Consumer priorities are shifting across a number of industries, and the aviation sector is no exception. In the past, businesses could get away with offering a simple, good-value service, but today’s customers expect airlines to take sustainability as seriously as they do profitability.

One airline looking to integrate long-term environmental planning and corporate social responsibility into its core business strategy is JetBlue. The airline sets goals to meet both short and long-term financial needs, while also fulfilling its commitment to reducing emissions.

Now, as the market evolves beyond sustainability to incorporate more environmental, social and governance (ESG) issues, JetBlue is well positioned to lead the aviation sector into a new, more environmentally conscious future. European CEO spoke to Robin Hayes, CEO of JetBlue, to learn how the company is adapting to new environmental and social pressures, while continuing to meet the financial demands of its shareholders.

In terms of ESG, why is transparency so important? 
At JetBlue, we believe in communicating transparently about our plans and achievements. Since 2006, we’ve shared our social and environmental efforts and impacts publicly. Companies report on these topics because customers demand this information – and rightfully so.

ESG itself is focused on the risks that stem from factors relating to larger environmental and social pressures – in this respect, transparency is key.

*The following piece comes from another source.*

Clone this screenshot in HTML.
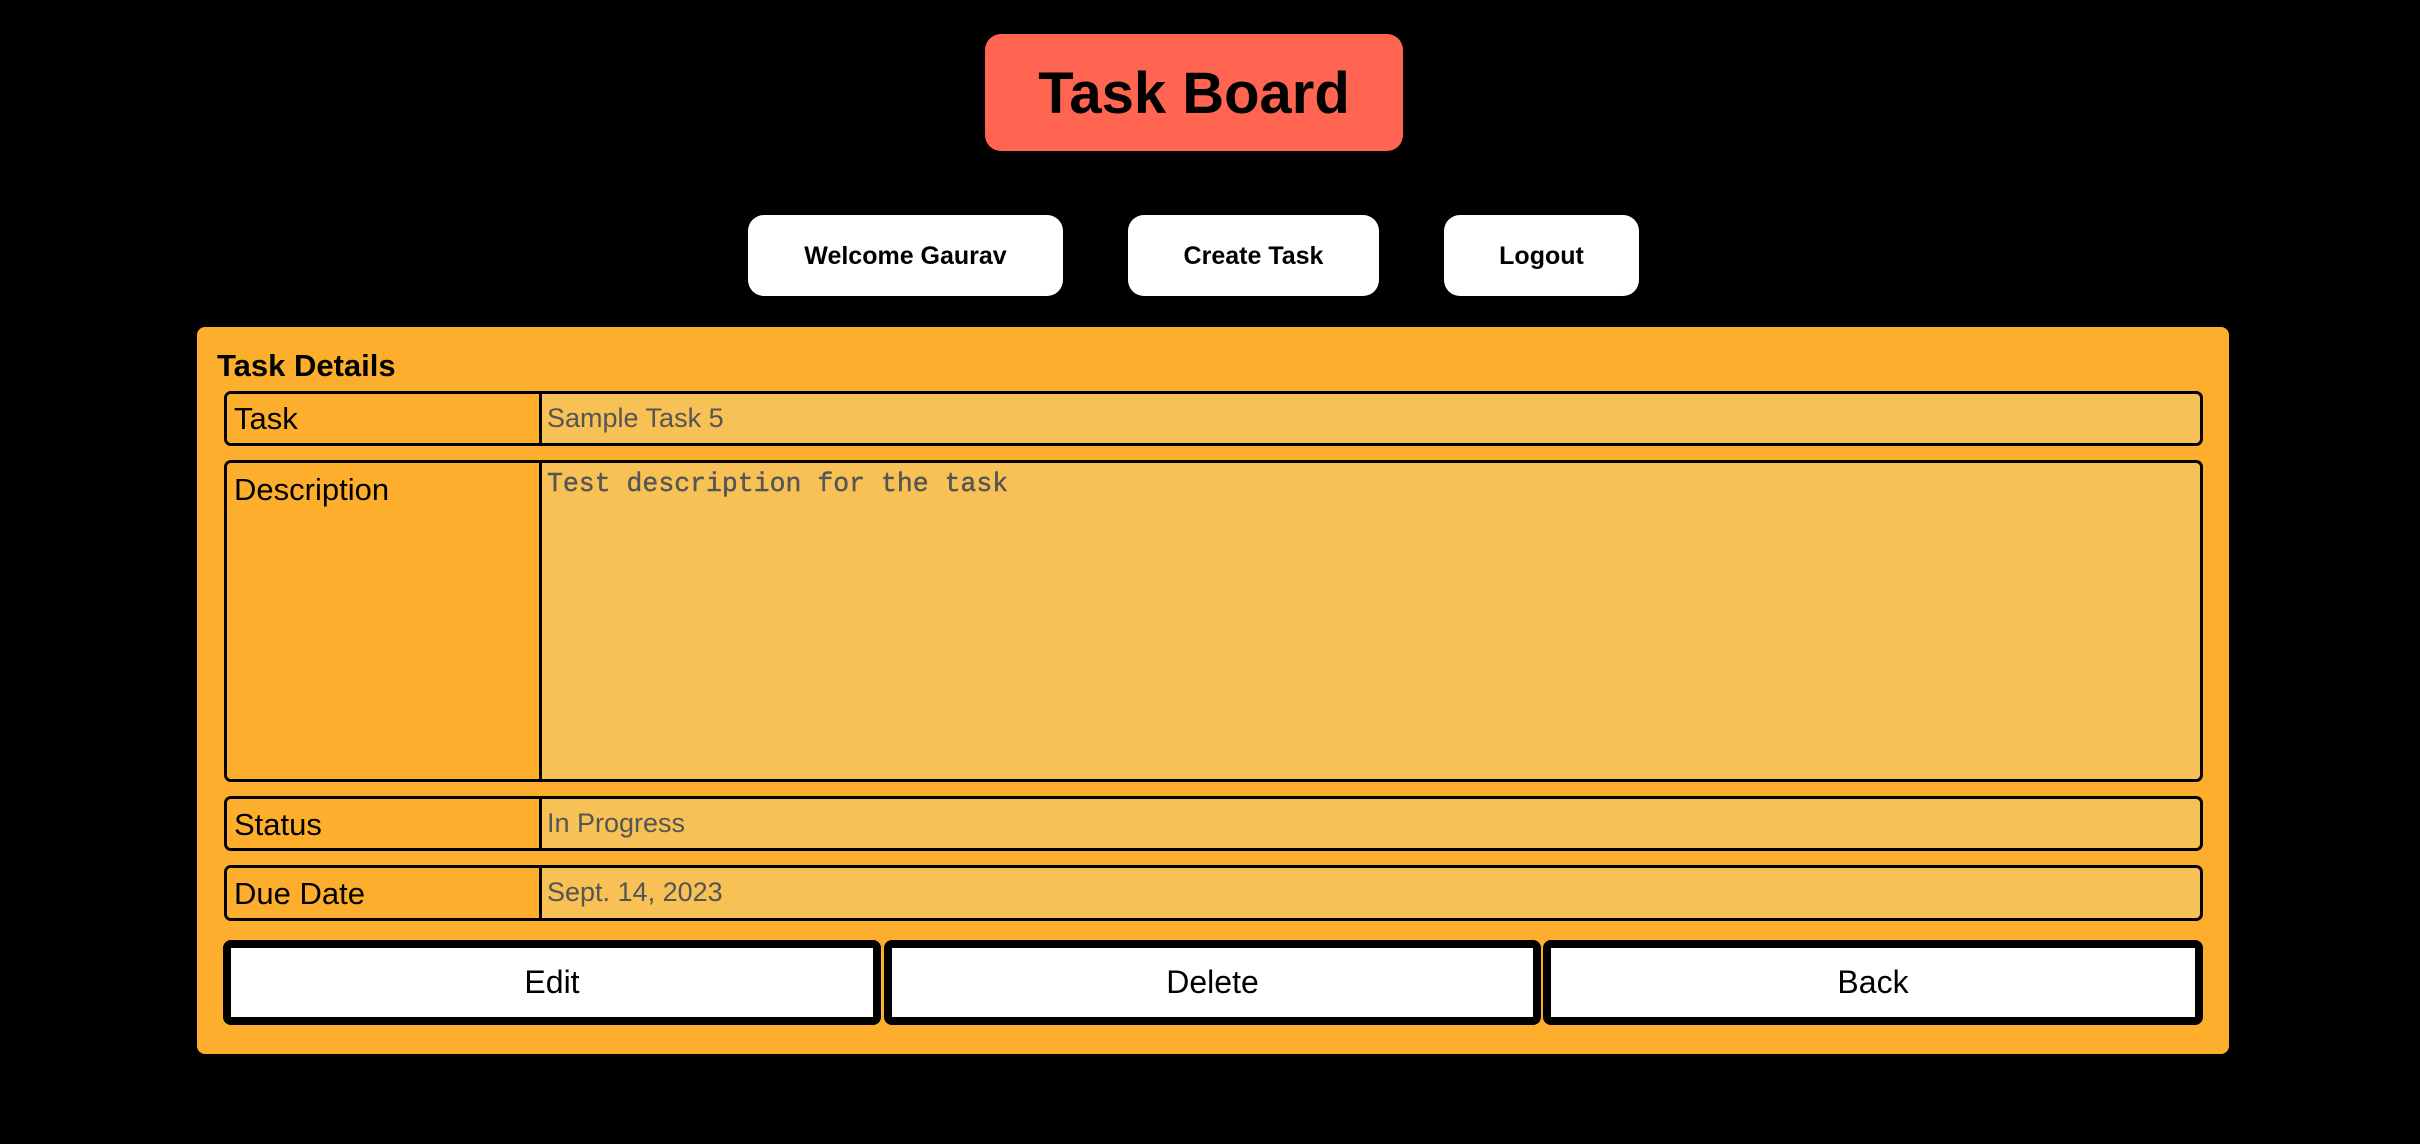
<!DOCTYPE html>
<html><head><meta charset="utf-8"><style>
body{margin:0;width:2420px;height:1144px;background:#000;position:relative;overflow:hidden;font-family:"Liberation Sans",Arial,sans-serif}
.a{position:absolute;box-sizing:border-box}
.title{left:985px;top:34px;width:418px;height:117px;background:#FF6550;border-radius:16px;font-weight:bold;font-size:58px;line-height:119px;text-align:center;color:#000}
.nav{top:215px;height:81px;background:#fff;border-radius:16px;font-weight:bold;font-size:25px;line-height:83px;text-align:center;color:#000}
.panel{left:197px;top:327px;width:2032px;height:727px;background:#FDAE2D;border-radius:8px}
.row{left:224px;width:1979px;border:3px solid #000;border-radius:7px;background:#F8C156;overflow:hidden}
.lab{position:absolute;left:0;top:0;bottom:0;width:315px;background:#FDAE2D;border-right:3px solid #000;font-size:31px;padding-left:7px;box-sizing:border-box}
.val{position:absolute;left:320px;font-size:27px;color:#555}
.btn{top:940px;height:85px;border:8px solid #000;border-radius:8px;background:#fff;font-size:32px;line-height:69px;text-align:center;color:#000}
</style></head><body>
<div class="a title">Task Board</div>
<div class="a nav" style="left:748px;width:315px">Welcome Gaurav</div>
<div class="a nav" style="left:1128px;width:251px">Create Task</div>
<div class="a nav" style="left:1444px;width:195px">Logout</div>
<div class="a panel"></div>
<div class="a" style="left:217px;top:346px;font-size:31px;font-weight:bold;line-height:40px">Task Details</div>
<div class="a row" style="top:391px;height:55px"><div class="lab" style="line-height:49px">Task</div><div class="val" style="top:0;line-height:49px">Sample Task 5</div></div>
<div class="a row" style="top:460px;height:322px"><div class="lab" style="padding-top:7px;line-height:40px">Description</div><div class="val" style="top:4px;font-family:'Liberation Mono',monospace;font-size:26.5px;line-height:34px;-webkit-text-stroke:0.4px #555">Test description for the task</div></div>
<div class="a row" style="top:796px;height:55px"><div class="lab" style="line-height:52px">Status</div><div class="val" style="top:0;line-height:49px">In Progress</div></div>
<div class="a row" style="top:865px;height:56px"><div class="lab" style="line-height:52px">Due Date</div><div class="val" style="top:0;line-height:49px">Sept. 14, 2023</div></div>
<div class="a btn" style="left:223px;width:658px">Edit</div>
<div class="a btn" style="left:884px;width:657px">Delete</div>
<div class="a btn" style="left:1543px;width:660px">Back</div>
</body></html>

Investors want to see that we have a viable plan to stay profitable long into the future, even when faced with looming environmental and social challenges.

ESG relates to corporate financial reporting, investor relations, enterprise risk management and shareholder engagement. While sustainability is inherently inward-looking and operational, ESG focuses on external forces, planning for scenarios that are likely to arise in the near future.